Syriza’s sister party in Germany, the Left Party, has claimed to be the only organization with a “constructive and viable solution to the crisis” in Greece. According to the party’s left figurehead, Sarah Wagenknecht, this solution includes the nationalization of insolvent banks and the wholesale printing of euros to fund state budgets. These measures, based on a fatal underestimation of the fundamental and systemic character of the global economic crisis, would, if enacted, mean a further bailout of the banking system and the destitution of the working class in the form of hyper-inflation.

Capitalist governments often nationalize insolvent banks in order to transfer the burden of the banks’ debts to the public. An inflationary policy of printing money would lead to a massive decline in the value of wages and savings.

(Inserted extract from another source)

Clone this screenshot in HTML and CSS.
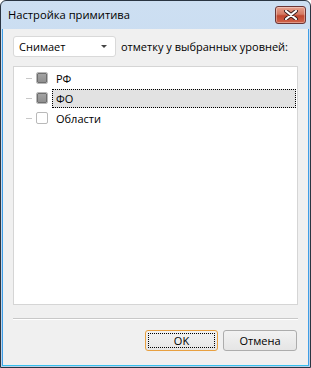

The “left” parties’ orientation to PASOK and the trade union bureaucracy makes them deeply complicit in the anti-democratic maneuvers of PASOK with the international financial aristocracy and the Greek armed forces. They cannot and will not spell out the character of PASOK’s collaboration with these forces.

Under the headline “Resistance Pushes Out Greek Leader,” Greece’s SEK argues that the imposition of the new government of the banks is an achievement of the working class. According to them, the new coalition is even “a humiliation for New Democracy.”

This is a treacherous effort to blind the working class to the dangers it faces and leave it completely unprepared for the intensification of repression that is coming.

Xekinima also downplays the significance of the new government. Pretending nothing has changed, they wrote on Tuesday: “The policies the new coalition government will pursue will be the same as those that have been pursued up until now.”

These organizations downplay the threat of dictatorship because they have no principled differences with the austerity measures of the new regime and oppose the revolutionary mobilization of the working class in the fight for socialism. Significantly, Syriza criticized Papandreou for sacking the Greek military chiefs, bolstering forces in the Greek political establishment pressing for a military coup.